OBJECTIVE:
Write out, word for word, every line from the first one through the line that holds "import React from", and nothing else; skip the pictures.

^^^^^^^^^^^^^^^^

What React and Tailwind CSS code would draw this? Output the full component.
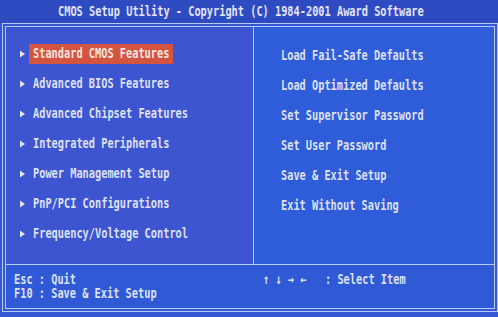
import React from "react";

const left = [
  "Standard CMOS Features",
  "Advanced BIOS Features",
  "Advanced Chipset Features",
  "Integrated Peripherals",
  "Power Management Setup",
  "PnP/PCI Configurations",
  "Frequency/Voltage Control",
];
const right = [
  "Load Fail-Safe Defaults",
  "Load Optimized Defaults",
  "Set Supervisor Password",
  "Set User Password",
  "Save & Exit Setup",
  "Exit Without Saving",
];

function T({ children, className = "" }) {
  return (
    <span className={"inline-block whitespace-pre scale-y-[1.35] leading-none " + className}>
      {children}
    </span>
  );
}

function Tri() {
  return (
    <svg width="9" height="8" viewBox="0 0 9 8" className="shrink-0">
      <path d="M0 0.5 L5 4 L0 7.5 Z" fill="#dfe3f4" />
    </svg>
  );
}

export default function App() {
  return (
    <div className="w-[498px] h-[317px] overflow-hidden bg-[#3658d4] font-['DejaVu_Sans_Mono',monospace] font-bold text-[10.3px] text-[#dde1f3] flex flex-col">
      <div className="h-[23px] shrink-0 bg-[#2f4bc2] pl-[58px] flex items-center text-[#e2e5f6]">
        <T>CMOS Setup Utility - Copyright (C) 1984-2001 Award Software</T>
      </div>
      <div className="ml-[2px] w-[496px] h-[289px] border border-[#b4ccf2] p-[2px]">
        <div className="h-full border border-[#b4ccf2] flex flex-col">
          <div className="h-[237px] flex">
            <div className="w-[248px] border-r border-[#b4ccf2] pt-[12px] bg-[#3d55d0]">
              {left.map((t, i) => (
                <div key={t} className="h-[30px] pl-[14px] flex items-center">
                  <Tri />
                  <span className={"px-[4px] py-[2px] " + (i === 0 ? "bg-[#d4553f] text-[#f6e6e2]" : "")}>
                    <T>{t}</T>
                  </span>
                </div>
              ))}
            </div>
            <div className="flex-1 pt-[13px] pl-[27px] bg-[#2f5cd8]">
              {right.map((t) => (
                <div key={t} className="h-[30px] flex items-center">
                  <T>{t}</T>
                </div>
              ))}
            </div>
          </div>
          <div className="flex-1 border-t border-[#b4ccf2] flex pt-[7px] bg-[#3059d6]">
            <div className="w-[249px] pl-[8px] flex flex-col">
              <div className="h-[14px] flex items-center"><T className="scale-y-[1.25]">Esc : Quit</T></div>
              <div className="h-[14px] flex items-center"><T className="scale-y-[1.25]">F10 : Save &amp; Exit Setup</T></div>
            </div>
            <div className="pl-[8px]">
              <div className="h-[14px] flex items-center"><T className="scale-y-[1.25]">{"↑ ↓ → ←   : Select Item"}</T></div>
            </div>
          </div>
        </div>
      </div>
    </div>
  );
}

^^^^^^^^^^^^^^^^

TASK OUTPUT:
What React and Tailwind CSS code would draw this? Output the full component.
import React from "react";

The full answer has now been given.